However, in the world of college athletics, like the world of professional play, fans seem to already be resigned to the upheaval that can follow a great season. I hear nothing but talk of the inevitable losses to the great roster Maryland men's basketball head coach Mark Turgeon has assembled for the 2015-16 season. Just as strong an echo says to enjoy the Terps' great season this year, but regardless of how it finishes, this is a one-and-done team that will be almost left for dead along the high-speed college basketball highway.
While I am not here to dispel the notion that the Terps' men's basketball entertainment value could take a hit next season, I will tell you that the same talent and passion that drove Turgeon to put together this team will still be present. In fact, Turgeon is more likely, because of his deep recruiting roots, to parlay this team's success into a multi-year run than his predecessor.
Nobody will argue that when it came to Xs and Os, former Maryland head coach Gary Williams may have been one of the all-time maestros. His signature on the floor at the Xfinity Center and his induction into the Naismith Memorial Basketball Hall of Fame say that loud and clear.
But unfortunately, Maryland didn't reap the full benefits of Williams' coaching because of his disposition toward the recruiting side of the game.
That same knock can't be used against Turgeon. If you were building the perfect coach now, you'd want someone who is half Williams and half Turgeon. Perhaps the Terps have that man all rolled up in Turgeon.

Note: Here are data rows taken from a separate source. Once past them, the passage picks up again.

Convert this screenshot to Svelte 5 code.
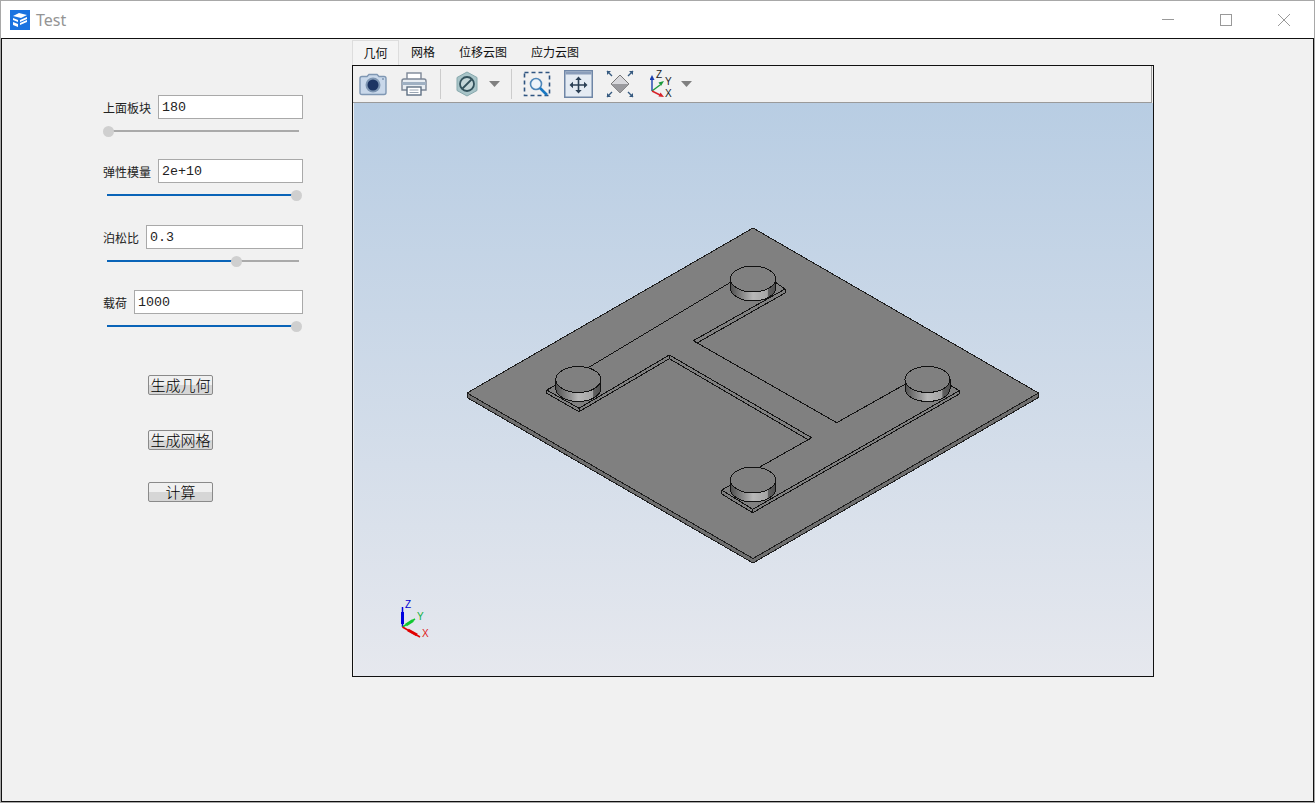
<script>
  // model is written in page coords, the canvas starts at (354, 103)
  const pts = (list) => list.map(([x, y]) => `${x - 354},${y - 103}`).join(" ");

  const params = [
    { label: "上面板块", value: "180", pct: 0 },
    { label: "弹性模量", value: "2e+10", pct: 100 },
    { label: "泊松比", value: "0.3", pct: 68.6 },
    { label: "载荷", value: "1000", pct: 100 },
  ];
  const buttons = ["生成几何", "生成网格", "计算"];
  const tabs = ["几何", "网格", "位移云图", "应力云图"];
  const thumbAt = (pct) => 1 + 1.88 * pct;

  const plate = [[753, 228], [1038.5, 393], [753, 558.5], [467, 393]];
  const plateEdge = [[467, 393], [753, 558.5], [1038.5, 393], [1038.5, 397.5], [753, 563], [467, 397.5]];

  // outline of the raised H, top face and the visible walls
  const hLines = [
    [[586, 369], [731, 282]],
    [[775, 282], [785, 289], [693.3, 340.7], [836.7, 422.7], [905, 384.3]],
    [[785, 289], [785, 293], [697, 343]],
    [[556, 385], [546.7, 390], [579, 408.3], [669.3, 355], [811.7, 437.7], [759.3, 467.3]],
    [[546.7, 390], [546.7, 393.3], [579, 411.7], [669.3, 358.7], [808, 439.7]],
    [[579, 408.3], [579, 411.7]],
    [[669.3, 355], [669.3, 358.7]],
    [[950, 385], [959.3, 390.7], [752.7, 509.3], [721.7, 490], [730.7, 485]],
    [[959.3, 390.7], [959.3, 394], [752.7, 512.7], [721.7, 494], [721.7, 490]],
    [[752.7, 509.3], [752.7, 512.7]],
  ];

  const bolts = [
    { x: 578.3, y: 379.5 },
    { x: 753, y: 279 },
    { x: 927.5, y: 379.5 },
    { x: 753, y: 480 },
  ];
</script>

<div class="window">
  <header class="titlebar">
    <svg class="logo" width="20" height="20" viewBox="0 0 20 20">
      <rect width="20" height="20" fill="#1a73e0" />
      <path d="M3 6l6-3 8 2-6 3zM3 8l5 2v2l-5-2zM3 12l5 2v3l-5-2z" fill="#fff" />
      <path d="M10 10l7-3v2l-7 3zM10 13l7-3v2l-7 3z" fill="#fff" />
    </svg>
    <span class="title">Test</span>
    <div class="winbtns">
      <svg width="14" height="14" viewBox="0 0 14 14"><path d="M1 6.500h12" stroke="#999" /></svg>
      <svg width="14" height="14" viewBox="0 0 14 14"><rect x="1.500" y="1.500" width="11" height="11" fill="none" stroke="#999" /></svg>
      <svg width="14" height="14" viewBox="0 0 14 14"><path d="M1 1l12 12M13 1L1 13" stroke="#999" /></svg>
    </div>
  </header>

  <main class="content">
    <aside class="side">
      {#each params as p}
        <div class="param">
          <div class="row">
            <span class="lbl">{p.label}</span>
            <input class="field" value={p.value} readonly />
          </div>
          <div class="slider">
            <div class="track">
              <div class="fill" style="width: {thumbAt(p.pct)}px"></div>
              <div class="thumb" style="left: {thumbAt(p.pct)}px"></div>
            </div>
          </div>
        </div>
      {/each}
      <div class="actions">
        {#each buttons as b}
          <button class="btn">{b}</button>
        {/each}
      </div>
    </aside>

    <section class="pane">
      <nav class="tabs">
        {#each tabs as t, i}
          <span class="tab" class:on={i === 0}>{t}</span>
        {/each}
      </nav>
      <div class="viewer">
        <div class="toolbar">
          <!-- camera -->
          <svg class="tool" width="30" height="26" viewBox="0 0 30 26">
            <path d="M2 7.500q0-2 2-2h5l2-2h8l2 2h5q2 0 2 2v14q0 2-2 2H4q-2 0-2-2z" fill="#c9d8ea" stroke="#7f97b3" stroke-width="1.400" />
            <circle cx="15" cy="14" r="7.500" fill="#7f97b3" />
            <circle cx="15" cy="14" r="5.500" fill="#1d3563" />
            <circle cx="25" cy="8" r="1" fill="#7f97b3" />
          </svg>
          <!-- printer -->
          <svg class="tool" width="28" height="26" viewBox="0 0 28 26">
            <rect x="7" y="2" width="14" height="8" fill="#fff" stroke="#7c8796" stroke-width="1.400" />
            <path d="M2 10q0-2 2-2h20q2 0 2 2v9H2z" fill="#e8edf2" stroke="#7c8796" stroke-width="1.400" />
            <rect x="2" y="11" width="24" height="3" fill="#9fb0c2" />
            <rect x="7" y="16" width="14" height="8" fill="#fff" stroke="#5f7083" stroke-width="1.400" />
            <path d="M9.500 19h9M9.500 21.500h9" stroke="#9aa6b3" />
          </svg>
          <i class="sep"></i>
          <!-- no-visibility hex -->
          <svg class="tool hex" width="26" height="26" viewBox="0 0 26 26">
            <path d="M13 1l10 5.500v13L13 25 3 19.500v-13z" fill="#a8c4c8" stroke="#87a9ad" />
            <circle cx="13" cy="13" r="7" fill="#c4d6d8" stroke="#33525c" stroke-width="1.800" />
            <path d="M8.500 17.500l9-9" stroke="#33525c" stroke-width="1.800" />
          </svg>
          <svg class="caret" width="11" height="6" viewBox="0 0 11 6"><path d="M0 0h11L5.500 6z" fill="#808080" /></svg>
          <i class="sep second"></i>
          <!-- zoom window -->
          <svg class="tool wide" width="28" height="26" viewBox="0 0 28 26">
            <rect x="1.500" y="1.500" width="25" height="23" fill="none" stroke="#2f5480" stroke-width="1.600" stroke-dasharray="4 3" />
            <circle cx="13" cy="13" r="5.500" fill="#eef4fa" stroke="#4e86b8" stroke-width="1.600" />
            <path d="M17 17l7 7" stroke="#1a78c2" stroke-width="2.600" />
          </svg>
          <!-- pan -->
          <svg class="tool wide" width="29" height="28" viewBox="0 0 29 28">
            <rect x="0.750" y="0.750" width="27.500" height="26.500" fill="#e4ebf3" stroke="#6f86a6" stroke-width="1.500" />
            <rect x="1.500" y="1.500" width="26" height="3" fill="#8a9dba" />
            <path d="M14.500 9v12M8 15h13" stroke="#2b4056" stroke-width="1.600" />
            <path d="M14.500 6.500l-3.200 3.500h6.400zM14.500 23.500l-3.200-3.500h6.400zM5.500 15l3.500-3.200v6.400zM23.500 15l-3.500-3.200v6.400z" fill="#2b4056" />
          </svg>
          <!-- fit all -->
          <svg class="tool fit" width="28" height="28" viewBox="0 0 28 28">
            <path d="M14 5l9 9-9 9-9-9z" fill="#d8d8dc" stroke="#777" />
            <path d="M5 14h18l-9 9z" fill="#9a9a9e" />
            <path d="M1 1l5 5M27 1l-5 5M1 27l5-5M27 27l-5-5" stroke="#365a80" stroke-width="1.400" />
            <path d="M1 1h4l-4 4zM27 1h-4l4 4zM1 27h4l-4-4zM27 27h-4l4-4z" fill="#365a80" />
          </svg>
          <!-- view axes -->
          <svg class="tool axes" width="26" height="28" viewBox="0 0 26 28">
            <path d="M2 9v12" stroke="#1b3fae" stroke-width="1.400" />
            <path d="M2 5L-.5 10h5z" fill="#1b3fae" />
            <path d="M2 21l8-6" stroke="#1c9a3c" stroke-width="1.400" />
            <path d="M14 11l-5.500 1.500 2.500 3.500z" fill="#1c9a3c" />
            <path d="M2 21l8 4" stroke="#d8232a" stroke-width="1.400" />
            <path d="M14 27l-5.500-.5 2-4z" fill="#d8232a" />
            <text x="6" y="8" class="axt">Z</text>
            <text x="15" y="15" class="axt">Y</text>
            <text x="15" y="27" class="axt">X</text>
          </svg>
          <svg class="caret" width="11" height="6" viewBox="0 0 11 6"><path d="M0 0h11L5.500 6z" fill="#808080" /></svg>
        </div>

        <div class="canvas">
          <svg width="799" height="573" viewBox="0 0 799 573">
            <defs>
              <linearGradient id="side" x1="0" x2="1" y1="0" y2="0">
                <stop offset="0" stop-color="#505050" />
                <stop offset="0.5" stop-color="#b8b8b8" />
                <stop offset="0.82" stop-color="#a4a4a4" />
                <stop offset="0.84" stop-color="#606060" />
                <stop offset="1" stop-color="#505050" />
              </linearGradient>
            </defs>

            <g class="model">
              <polygon points={pts(plateEdge)} fill="#6f6f6f" stroke="#1c1c1c" />
              <polygon points={pts(plate)} fill="#808080" stroke="#1c1c1c" />

              {#each hLines as line}
                <polyline points={pts(line)} fill="none" stroke="#111" />
              {/each}

              {#each bolts as b}
                <g transform="translate({b.x - 354} {b.y - 103})">
                  <path d="M-22.500 0v9a22.500 13 0 0 0 45 0V0z" fill="url(#side)" stroke="#111" />
                  <ellipse cx="0" cy="0" rx="22.500" ry="13" fill="#808080" stroke="#111" />
                </g>
              {/each}
            </g>

            <!-- orientation triad -->
            <path d="M48.500 524v-20" stroke="#0000e0" stroke-width="1.500" />
            <path d="M48.500 521v-12" stroke="#0000e0" stroke-width="3" />
            <path d="M48.500 524l12.500-8" stroke="#10c830" stroke-width="1.500" />
            <path d="M52 522l7-4.500" stroke="#10c830" stroke-width="3" />
            <path d="M48.500 524l17.500 10" stroke="#e00000" stroke-width="1.500" />
            <path d="M54 527l9 5" stroke="#e00000" stroke-width="3" />
            <text x="51" y="505" class="tri" fill="#0000d0">Z</text>
            <text x="63" y="517" class="tri" fill="#10b040">Y</text>
            <text x="68" y="534" class="tri" fill="#e02020">X</text>
          </svg>
        </div>
      </div>
    </section>
  </main>
</div>

<style>
  :global(body) {
    margin: 0;
    background: #fff;
    font-family: "Liberation Sans", "Noto Sans CJK SC", sans-serif;
  }

  .window {
    width: 1315px;
    height: 803px;
    box-sizing: border-box;
    border: 1px solid #a8a8a8;
    display: flex;
    flex-direction: column;
    overflow: hidden;
  }

  .titlebar {
    height: 37px;
    flex-shrink: 0;
    display: flex;
    align-items: center;
    background: #fff;
    padding-left: 9px;
    box-sizing: border-box;
  }
  .logo {
    margin-right: 6px;
  }
  .title {
    font-family: "Noto Sans", sans-serif;
    font-size: 16px;
    color: #949494;
  }
  .winbtns {
    margin-left: auto;
    display: flex;
    gap: 44px;
    padding-right: 23px;
  }

  .content {
    flex: 1;
    border: 1px solid #111;
    background: #f1f1f1;
    display: flex;
    min-height: 0;
  }

  .side {
    width: 350px;
    flex-shrink: 0;
    box-sizing: border-box;
    padding: 56px 0 0 101px;
  }
  .param {
    width: 200px;
    height: 65px;
  }
  .param:nth-child(1) {
    height: 64px;
  }
  .param:nth-child(2) {
    height: 66px;
  }
  .row {
    display: flex;
    align-items: center;
    height: 24px;
  }
  .lbl {
    font-size: 12px;
    color: #222;
    white-space: nowrap;
    margin-right: 7px;
  }
  .field {
    flex: 1;
    min-width: 0;
    height: 24px;
    box-sizing: border-box;
    border: 1px solid #a9a9a9;
    background: #fff;
    padding: 1px 0 0 3px;
    font-family: "Liberation Mono", monospace;
    font-size: 13.33px;
    color: #222;
    outline: none;
  }
  .slider {
    margin: 11px 4px 0 4px;
    height: 2px;
  }
  .track {
    position: relative;
    height: 2px;
    background: #aaa;
  }
  .fill {
    height: 2px;
    background: #0a64b8;
  }
  .thumb {
    position: absolute;
    top: -4.500px;
    width: 11px;
    height: 11px;
    margin-left: -5.500px;
    border-radius: 50%;
    background: #cfcfcf;
  }

  .actions {
    display: flex;
    flex-direction: column;
    align-items: flex-start;
    padding: 20px 0 0 45px;
  }
  .btn {
    width: 65px;
    height: 20px;
    box-sizing: border-box;
    padding: 0;
    border: 1px solid #8a8a8a;
    border-radius: 2px;
    background: linear-gradient(#f0f0f0 50%, #d6d6d6 50%);
    font-family: "Noto Sans CJK SC", sans-serif;
    font-size: 15px;
    font-weight: 300;
    line-height: 16px;
    color: #000;
    margin-bottom: 35px;
  }
  .btn:last-child {
    margin-top: -3px;
  }

  .pane {
    width: 802px;
    display: flex;
    flex-direction: column;
    height: 638px;
  }
  .tabs {
    height: 26px;
    display: flex;
    align-items: flex-end;
    font-size: 12px;
    color: #111;
  }
  .tab {
    height: 25px;
    line-height: 27px;
    padding: 0 12px;
  }
  .tab.on {
    box-sizing: border-box;
    width: 47px;
    padding: 0;
    text-align: center;
    border: 1px solid #ddd;
    border-bottom: 0;
    background: #f4f4f4;
  }
  .viewer {
    flex: 1;
    border: 1px solid #111;
    display: flex;
    flex-direction: column;
    min-height: 0;
  }
  .toolbar {
    height: 37px;
    box-sizing: border-box;
    flex-shrink: 0;
    display: flex;
    align-items: center;
    padding-left: 5px;
    border-bottom: 1px solid #9a9a9a;
    border-right: 1px solid #9a9a9a;
    margin-right: 1px;
  }
  .tool {
    margin-right: 12px;
  }
  .tool.hex {
    margin-right: 9px;
  }
  .tool.wide {
    margin-right: 13px;
  }
  .tool.fit {
    margin-right: 16px;
  }
  .tool.axes {
    margin-right: 5px;
  }
  .sep {
    width: 1px;
    height: 30px;
    background: #ccc;
    margin-right: 13px;
  }
  .sep.second {
    margin-left: 11px;
    margin-right: 11px;
  }
  .axt {
    font-size: 10px;
    fill: #222;
    font-family: "Liberation Sans", sans-serif;
  }
  .tri {
    font-size: 10px;
    font-family: "Liberation Sans", sans-serif;
  }
  .canvas {
    flex: 1;
    margin-left: 1px;
    background: linear-gradient(#b8cde3, #e6e8ee);
    overflow: hidden;
  }
  .canvas svg {
    display: block;
  }
  .model {
    shape-rendering: crispEdges;
  }
</style>
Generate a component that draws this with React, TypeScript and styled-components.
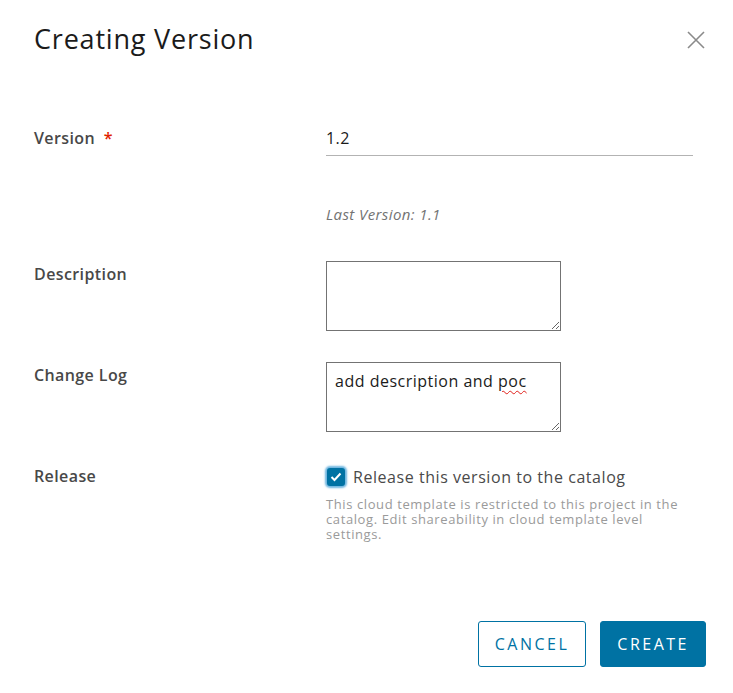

The 2016-17 team will not have Layman and likely will not have Stone in the frontcourt, and Maryland is already looking hard for a replacement for Stone. That could come in the presence of the No. 1 big man in the country, a high school center currently playing at Potters House Christian in Jacksonville, Fla., -- 6-foot-11, 270-pound Udoka Azubuike. Maryland is in the big leagues here, competing with the likes of Kentucky, Duke, Kansas and Florida State for Azubuike.
All these schools and more have made offers to Azubuike. Apparently, according to some insiders, Azubuike is watching the fast-developing Stone carefully, and this is the one case of Stone's quick move up the ladder that may, in fact, help Maryland.
Remember, aside from Azubuike, Turgeon is still in good shape, as he'll most likely return 6-foot-9 junior forward Robert Carter Jr., 7-foot-1 sophomore forward Michal Cekovsky, 6-foot-11 junior forward Damonte Dodd and 6-foot-9 freshman Ivan Bender. So, it's not as if the Terps will suddenly be shrinking violets up front.
The backcourt losses of Sulaimon and potentially Trimble will be harder to replace, but on hand will be backup point guard Jaylen Brantley, shooting guard Dion Wiley and 6-foot-7 swingman Jared Nickens. Add to the mix two very highly thought of backcourt recruits in 6-foot point guard Anthony Cowan and shooting guard Kevin Huerter. Cowan and Huerter are listed as the No. 12 point guard and shooting guard in the country, respectively, according to 247sports.com.
Maryland is also on the short list for the 2016 consensus No. 1 player in the country in Josh Jackson, a Detroit native now playing his senior high school season in Napa, Calif. Jackson, who visited Maryland in August and reportedly fell in love with the Xfinity Center, is also in play for Arizona, Kansas and Michigan State.
So much of today's big-time college game is all about the pipeline a head coach and his program has in the way of recruiting. While it's somewhat disheartening to think of the potential drop-off in talent for the Terps at the conclusion of this college basketball season, relax and enjoy the ride.
It looks like Mark Turgeon is just getting started.
Bennie Thompson Leaving Town
I have been covering sports for more than 30 years. In that time, I have gotten to know a lot of players who were good people. I feel I had good relations with the likes of Boog Powell, Hank Peters, Brooks Robinson, Earl Weaver, Jim Palmer, Larry Lucchino, Larry King and the list goes on.
But, in part because of my role in the media, I tried to stay away from being actual friends with any of them, at least while they were active in their roles where a possible friendship could take away from my ability to be objective in my analysis of their performance on the job.
But in all that time, I have really made a lasting friendship with only one person, former Ravens special teams All-Pro safety Bennie Thompson.
Since his days as a pro ended after 1999, we have done a lot of things together, including but not limited to hanging out watching football games during the season, rappelling down the old First Mariner Bank building for the Kidney Foundation, and our favorite pastime, throwing someone under the proverbial bus, which is shorthand for humiliating someone we loved in a public forum.
Bennie, who has lived in Baltimore since the Ravens moved to town in 1996, is moving back to his hometown of New Orleans to be closer to family.
There is much talk that he'll never be too far away and that he'll come back from time to time. I hope that's true, but I just want him to know I'll miss his big-heartedness, his simple joy of things that make you laugh, and mostly, I'll miss knowing his warm presence was just minutes away at any given time.